|
Fire Under-Appreciated
in Climate Change
April 27, 2009
Fire must be accounted for as an integral part of climate change,
according to 22 authors of an article published in the April 24 issue of
the journal Science. The authors determined that intentional
deforestation fires alone contribute up to one-fifth of the human-caused
increase in emissions of carbon dioxide, a heat-trapping gas that
increases global temperature.
Smoke from Southern
California wildfires billows over the Pacific Ocean.
The work is the culmination of a meeting supported by the Kavli
Institute for Theoretical Physics (KITP) and the National Center for
Ecological Analysis and Synthesis (NCEAS), both based at the University
of California, Santa Barbara and funded by the National Science
Foundation (NSF).
The authors call on the Intergovernmental Panel on Climate Change (IPCC)
to fully integrate fire into their assessments of global climate change,
and consider fire-climate feedbacks, which have been largely absent in
global models.
The article ties together various threads of knowledge about fire, which
have, until now, remained isolated in disparate fields including
ecology, global modeling, physics, anthropology and climatology.
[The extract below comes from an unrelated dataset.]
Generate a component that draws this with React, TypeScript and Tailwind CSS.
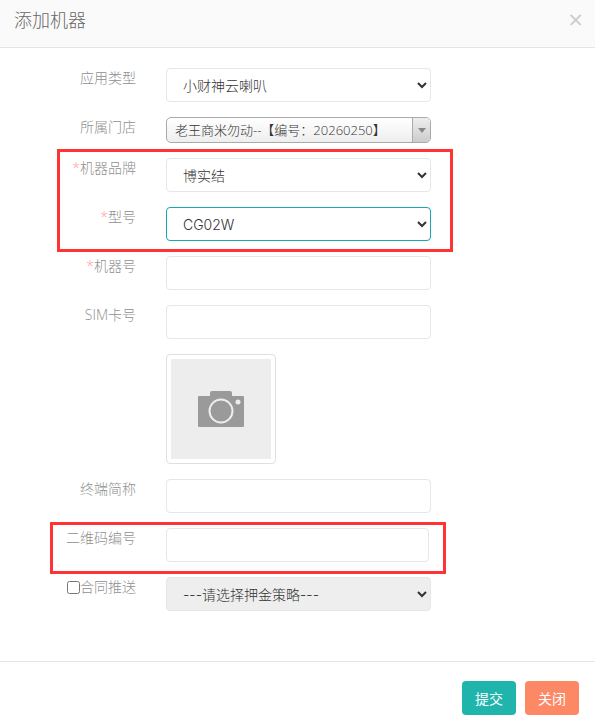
const font = { fontFamily: '"Open Sans", "Noto Sans CJK SC", sans-serif' };
const selectFont = { fontFamily: 'Inter, "Noto Sans CJK SC", sans-serif' };

function Row({ label, star, children }: { label?: React.ReactNode; star?: boolean; children: React.ReactNode }) {
  return (
    <div className="flex mb-[15px]">
      <label className="w-[136px] mr-[30px] text-right text-[14px] font-light leading-[20px] text-[#8f8f8f] flex justify-end items-start">
        {star && <span className="text-[#ff9a9a]">*</span>}
        {label}
      </label>
      {children}
    </div>
  );
}

const selectCls =
  "w-[265px] h-[34px] rounded-[4px] border border-[#e5e6e7] bg-white pl-[12px] pr-[8px] text-[14px] font-light text-[#333] outline-none";
const inputCls = "block w-[265px] h-[34px] rounded-[4px] border border-[#e5e6e7] bg-white";

function Camera() {
  return (
    <svg width="48" height="38" viewBox="0 0 48 38">
      <path
        d="M13 6V3Q13 1 15 1H33Q35 1 35 3V6H46Q47 6 47 7V36Q47 37 46 37H2Q1 37 1 36V7Q1 6 2 6Z"
        fill="#9a9a9a"
      />
      <circle cx="24" cy="21" r="11.500" fill="none" stroke="#ededed" strokeWidth="2" />
      <circle cx="41" cy="12" r="2.500" fill="#ededed" />
    </svg>
  );
}

export default function App() {
  return (
    <div className="relative w-[595px] h-[727px] bg-white overflow-hidden" style={font}>
      <div className="h-[48px] bg-[#fafafa] border-b border-[#e5e5e5] flex items-center justify-between pl-[14px] pr-[12px] pb-[6px]">
        <span className="text-[18px] text-[#666] font-light">添加机器</span>
        <span className="text-[26px] font-normal text-[#cccccc] leading-none -mt-[4px]">×</span>
      </div>

      <div className="pt-[20px] h-[613px]">
        <Row label="应用类型">
          <select className={selectCls} style={selectFont} defaultValue="a">
            <option value="a">小财神云喇叭</option>
          </select>
        </Row>

        <Row label="所属门店">
          <div className="flex w-[265px] h-[26px] rounded-[5px] border border-[#aaa] bg-gradient-to-b from-white to-[#eeeeee] overflow-hidden">
            <span className="flex-1 pl-[8px] text-[13px] font-light leading-[24px] text-[#333] whitespace-nowrap">
              老王商米勿动--【编号：20260250】
            </span>
            <span className="w-[18px] border-l border-[#aaa] bg-gradient-to-b from-[#eeeeee] to-[#cccccc] flex items-center justify-center">
              <span className="block w-0 h-0 border-x-[4px] border-x-transparent border-t-[5px] border-t-[#888]" />
            </span>
          </div>
        </Row>

        <Row label="机器品牌" star>
          <select className={selectCls} style={selectFont} defaultValue="a">
            <option value="a">博实结</option>
          </select>
        </Row>

        <Row label="型号" star>
          <select className={`${selectCls} !border-[#14a9b0]`} style={selectFont} defaultValue="a">
            <option value="a">CG02W</option>
          </select>
        </Row>

        <Row label="机器号" star>
          <input className={inputCls} />
        </Row>

        <Row label="SIM卡号">
          <input className={inputCls} />
        </Row>

        <Row>
          <div className="w-[110px] h-[110px] p-[4px] rounded-[4px] border border-[#e0e0e0] bg-white">
            <div className="w-[100px] h-[100px] bg-[#ededed] flex items-center justify-center">
              <Camera />
            </div>
          </div>
        </Row>

        <Row label="终端简称">
          <input className={inputCls} />
        </Row>

        <Row label="二维码编号">
          <input className={`${inputCls} !w-[263px]`} />
        </Row>

        <Row
          label={
            <span className="flex items-center">
              <input type="checkbox" className="w-[13px] h-[13px] m-0 mt-[1px]" />
              合同推送
            </span>
          }
        >
          <select className={`${selectCls} !bg-[#eeeeee]`} style={selectFont} defaultValue="a" disabled>
            <option value="a">---请选择押金策略---</option>
          </select>
        </Row>
      </div>

      <div className="border-t border-[#e5e5e5] flex justify-end gap-[9px] pt-[19px] pr-[16px]">
        <button className="w-[54px] h-[34px] rounded-[4px] bg-[#1fb5ad] text-white text-[14px]">提交</button>
        <button className="w-[54px] h-[34px] rounded-[4px] bg-[#fc8865] text-white text-[14px]">关闭</button>
      </div>

      <div className="absolute left-[57px] top-[149px] w-[396px] h-[103px] border-[3px] border-[#ff3333] pointer-events-none" />
      <div className="absolute left-[50px] top-[522px] w-[396px] h-[52px] border-[3px] border-[#ff3333] pointer-events-none" />
    </div>
  );
}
Increasing numbers of wildfires are influencing climate as well, the
authors report. "The tragic fires in Victoria, Australia, emphasize the
ubiquity of recent large wildfires and potentially changing fire regimes
that are concomitant with anthropogenic climate change," said David
Bowman of the University of Tasmania. "Our review is both timely and of
great relevance globally."
Carbon dioxide is the most important and well-studied greenhouse gas
that is emitted by burning plants. However, methane, aerosol
particulates in smoke, and the changing reflectance of a charred
landscape each contribute to changes in the atmosphere caused by fire.
Consequences of large fires have huge economic, environmental, and
health costs, report the authors.
The authors state, "Earth is intrinsically a flammable planet due to its
cover of carbon-rich vegetation, seasonally dry climates, atmospheric
oxygen, widespread lightning and volcano ignitions. Yet, despite the
human species' long-held appreciation of this flammability, the global
scope of fire has been revealed only recently by satellite observations
available beginning in the 1980s."
They note, however, that satellites cannot adequately capture fire
activity in ecosystems with very long fire intervals, or those with
highly variable fire activity.
Jennifer Balch, a member of the research team and a postdoctoral fellow
at NCEAS, explains that there are bigger and more frequent fires from
the western U.S. to the tropics. There are "fires where we don't
normally see fires," she said, noting that it is in the humid tropics
that a lot of deforestation fires are occurring, usually to expand
agriculture or cattle ranching. "Wet rainforests have not historically
experienced fires at the frequency that they are today. During extreme
droughts, such as in 97-98, Amazon wildfires burned through 39,000
square kilometers of forest."
Balch explains the importance of the article: "This synthesis is a
prerequisite for adaptation to the apparent recent intensification of
fire feedbacks, which have been exacerbated by climate change, rapid
land cover transformation, and exotic species introductions--that
collectively challenge the integrity of entire biomes."
The
authors acknowledge that their estimate of fire's influence on climate
is just a start, and they highlight major research gaps that must be
addressed in order to understand the complete contribution of fire to
the climate system.
Balch notes that a holistic fire science is necessary, and points out
fire's true importance. "We don't think about fires correctly," she
said. "Fire is as elemental as air or water. We live on a fire planet.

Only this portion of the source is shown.